* begin SUPPLIED RECORDS *
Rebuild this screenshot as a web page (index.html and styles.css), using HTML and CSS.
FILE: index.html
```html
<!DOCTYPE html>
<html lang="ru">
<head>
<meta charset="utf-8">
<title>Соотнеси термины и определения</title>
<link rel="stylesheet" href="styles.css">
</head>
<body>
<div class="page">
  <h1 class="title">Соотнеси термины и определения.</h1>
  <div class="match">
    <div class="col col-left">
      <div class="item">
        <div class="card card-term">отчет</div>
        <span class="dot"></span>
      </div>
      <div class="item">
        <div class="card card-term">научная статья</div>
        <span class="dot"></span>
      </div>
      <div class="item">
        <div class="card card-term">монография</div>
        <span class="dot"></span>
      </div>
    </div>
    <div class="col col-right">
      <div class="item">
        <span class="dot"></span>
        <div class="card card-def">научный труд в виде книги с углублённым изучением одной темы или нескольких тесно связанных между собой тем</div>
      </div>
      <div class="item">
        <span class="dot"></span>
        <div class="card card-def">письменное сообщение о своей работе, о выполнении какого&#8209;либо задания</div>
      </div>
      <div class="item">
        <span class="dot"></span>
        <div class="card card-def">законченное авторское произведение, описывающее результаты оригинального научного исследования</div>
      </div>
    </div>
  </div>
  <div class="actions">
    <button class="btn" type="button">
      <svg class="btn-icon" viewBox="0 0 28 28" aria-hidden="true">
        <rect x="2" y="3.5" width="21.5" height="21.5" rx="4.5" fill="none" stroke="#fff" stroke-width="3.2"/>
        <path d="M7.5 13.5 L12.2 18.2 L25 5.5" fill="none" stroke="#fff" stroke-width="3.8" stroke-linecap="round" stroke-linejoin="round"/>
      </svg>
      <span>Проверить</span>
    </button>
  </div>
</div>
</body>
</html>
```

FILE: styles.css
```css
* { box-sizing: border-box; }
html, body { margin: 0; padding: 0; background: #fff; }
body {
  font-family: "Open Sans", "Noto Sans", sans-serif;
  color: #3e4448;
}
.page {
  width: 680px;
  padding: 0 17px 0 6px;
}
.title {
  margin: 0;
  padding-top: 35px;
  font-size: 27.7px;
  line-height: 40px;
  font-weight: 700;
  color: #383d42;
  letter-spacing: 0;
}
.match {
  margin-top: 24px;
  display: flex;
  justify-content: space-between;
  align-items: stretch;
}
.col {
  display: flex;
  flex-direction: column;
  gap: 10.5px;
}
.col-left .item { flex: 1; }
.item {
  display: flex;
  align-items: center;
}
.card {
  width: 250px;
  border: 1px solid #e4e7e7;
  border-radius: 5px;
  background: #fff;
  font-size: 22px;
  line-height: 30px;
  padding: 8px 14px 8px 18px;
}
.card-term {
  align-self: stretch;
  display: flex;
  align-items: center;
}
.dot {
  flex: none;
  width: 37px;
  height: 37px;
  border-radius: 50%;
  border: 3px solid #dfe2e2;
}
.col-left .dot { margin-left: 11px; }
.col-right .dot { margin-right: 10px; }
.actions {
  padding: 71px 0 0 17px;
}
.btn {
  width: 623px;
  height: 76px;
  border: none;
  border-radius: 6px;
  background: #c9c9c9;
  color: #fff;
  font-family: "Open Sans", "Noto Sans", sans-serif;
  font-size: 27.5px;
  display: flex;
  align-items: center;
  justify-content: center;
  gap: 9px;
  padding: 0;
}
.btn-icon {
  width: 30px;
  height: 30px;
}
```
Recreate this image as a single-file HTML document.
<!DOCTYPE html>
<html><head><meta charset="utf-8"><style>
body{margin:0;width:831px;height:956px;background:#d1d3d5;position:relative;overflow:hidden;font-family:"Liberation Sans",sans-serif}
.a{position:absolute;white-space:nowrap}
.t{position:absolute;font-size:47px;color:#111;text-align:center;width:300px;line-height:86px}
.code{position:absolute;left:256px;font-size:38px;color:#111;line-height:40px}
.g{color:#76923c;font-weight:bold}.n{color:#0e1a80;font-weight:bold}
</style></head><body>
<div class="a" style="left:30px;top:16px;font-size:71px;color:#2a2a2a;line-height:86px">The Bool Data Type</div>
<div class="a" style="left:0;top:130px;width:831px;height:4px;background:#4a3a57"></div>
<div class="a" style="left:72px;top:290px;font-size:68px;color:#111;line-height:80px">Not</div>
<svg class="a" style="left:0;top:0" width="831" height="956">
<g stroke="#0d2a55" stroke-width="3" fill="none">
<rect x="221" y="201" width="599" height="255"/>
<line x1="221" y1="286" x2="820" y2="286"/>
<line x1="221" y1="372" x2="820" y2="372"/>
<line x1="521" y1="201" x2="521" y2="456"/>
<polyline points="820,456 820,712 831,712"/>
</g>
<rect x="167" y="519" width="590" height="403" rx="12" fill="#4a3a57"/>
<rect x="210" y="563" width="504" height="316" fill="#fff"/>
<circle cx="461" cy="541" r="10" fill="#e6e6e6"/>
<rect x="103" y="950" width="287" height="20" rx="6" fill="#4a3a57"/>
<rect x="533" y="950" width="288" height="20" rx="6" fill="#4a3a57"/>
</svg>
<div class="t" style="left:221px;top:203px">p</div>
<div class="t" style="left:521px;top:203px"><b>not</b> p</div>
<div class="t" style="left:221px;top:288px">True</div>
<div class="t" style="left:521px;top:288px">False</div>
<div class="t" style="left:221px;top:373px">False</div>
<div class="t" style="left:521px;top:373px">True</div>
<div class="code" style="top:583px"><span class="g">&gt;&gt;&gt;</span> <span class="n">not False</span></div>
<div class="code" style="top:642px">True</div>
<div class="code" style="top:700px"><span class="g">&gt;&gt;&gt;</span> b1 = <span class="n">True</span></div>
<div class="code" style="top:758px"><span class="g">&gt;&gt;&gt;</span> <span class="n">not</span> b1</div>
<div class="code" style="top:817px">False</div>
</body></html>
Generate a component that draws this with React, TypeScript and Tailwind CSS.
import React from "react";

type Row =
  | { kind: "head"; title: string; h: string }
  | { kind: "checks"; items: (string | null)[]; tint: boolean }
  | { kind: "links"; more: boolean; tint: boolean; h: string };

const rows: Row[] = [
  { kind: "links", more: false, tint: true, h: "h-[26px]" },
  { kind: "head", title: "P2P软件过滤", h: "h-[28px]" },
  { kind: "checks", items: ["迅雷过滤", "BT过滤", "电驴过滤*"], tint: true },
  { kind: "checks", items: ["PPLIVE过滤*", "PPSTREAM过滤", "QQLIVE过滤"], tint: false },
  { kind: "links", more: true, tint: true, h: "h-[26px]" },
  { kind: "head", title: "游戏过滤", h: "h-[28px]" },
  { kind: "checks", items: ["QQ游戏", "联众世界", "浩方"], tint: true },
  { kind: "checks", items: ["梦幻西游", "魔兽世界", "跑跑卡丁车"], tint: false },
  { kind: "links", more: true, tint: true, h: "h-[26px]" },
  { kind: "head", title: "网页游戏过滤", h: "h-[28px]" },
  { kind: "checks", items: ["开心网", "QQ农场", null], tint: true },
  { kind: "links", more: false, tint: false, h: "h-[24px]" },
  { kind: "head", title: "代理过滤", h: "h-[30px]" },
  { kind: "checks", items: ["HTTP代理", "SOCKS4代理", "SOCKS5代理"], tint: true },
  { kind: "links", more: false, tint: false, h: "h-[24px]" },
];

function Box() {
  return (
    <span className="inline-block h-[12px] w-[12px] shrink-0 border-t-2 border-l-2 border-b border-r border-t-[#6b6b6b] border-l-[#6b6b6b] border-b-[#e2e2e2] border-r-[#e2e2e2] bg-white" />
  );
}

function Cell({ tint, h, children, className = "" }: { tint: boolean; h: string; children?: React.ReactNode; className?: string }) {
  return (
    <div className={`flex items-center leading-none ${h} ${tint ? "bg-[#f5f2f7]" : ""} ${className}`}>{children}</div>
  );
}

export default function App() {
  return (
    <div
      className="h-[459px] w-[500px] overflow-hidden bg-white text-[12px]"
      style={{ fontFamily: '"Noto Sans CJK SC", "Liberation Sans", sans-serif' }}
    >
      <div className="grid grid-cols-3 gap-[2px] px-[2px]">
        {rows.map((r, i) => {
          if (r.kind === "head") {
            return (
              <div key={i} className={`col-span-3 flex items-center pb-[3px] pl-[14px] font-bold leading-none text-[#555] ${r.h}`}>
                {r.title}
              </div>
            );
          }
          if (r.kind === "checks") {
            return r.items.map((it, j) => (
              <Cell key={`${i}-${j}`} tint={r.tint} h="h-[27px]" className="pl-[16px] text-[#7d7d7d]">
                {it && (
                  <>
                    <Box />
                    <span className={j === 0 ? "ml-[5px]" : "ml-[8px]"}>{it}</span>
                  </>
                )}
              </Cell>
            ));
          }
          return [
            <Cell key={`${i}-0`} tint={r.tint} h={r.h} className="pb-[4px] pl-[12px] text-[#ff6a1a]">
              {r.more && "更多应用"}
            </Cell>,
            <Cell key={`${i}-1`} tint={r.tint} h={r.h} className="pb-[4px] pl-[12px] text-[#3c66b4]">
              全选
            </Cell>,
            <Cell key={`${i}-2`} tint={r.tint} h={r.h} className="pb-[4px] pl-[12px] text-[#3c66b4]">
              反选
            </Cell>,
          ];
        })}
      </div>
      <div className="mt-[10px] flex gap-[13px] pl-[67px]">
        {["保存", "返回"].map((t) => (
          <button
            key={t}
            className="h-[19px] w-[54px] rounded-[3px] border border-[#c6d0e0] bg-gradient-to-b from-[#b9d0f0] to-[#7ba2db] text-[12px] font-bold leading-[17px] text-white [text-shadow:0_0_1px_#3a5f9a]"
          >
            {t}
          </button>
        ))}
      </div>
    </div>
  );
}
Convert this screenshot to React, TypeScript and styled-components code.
* end SUPPLIED RECORDS *
__EXERCISE__
List all lines where "TypeScript" occurs.

__IN RESPONSE__
Generate a component that draws this with React, TypeScript and Tailwind CSS.
Convert this screenshot to React, TypeScript and styled-components code.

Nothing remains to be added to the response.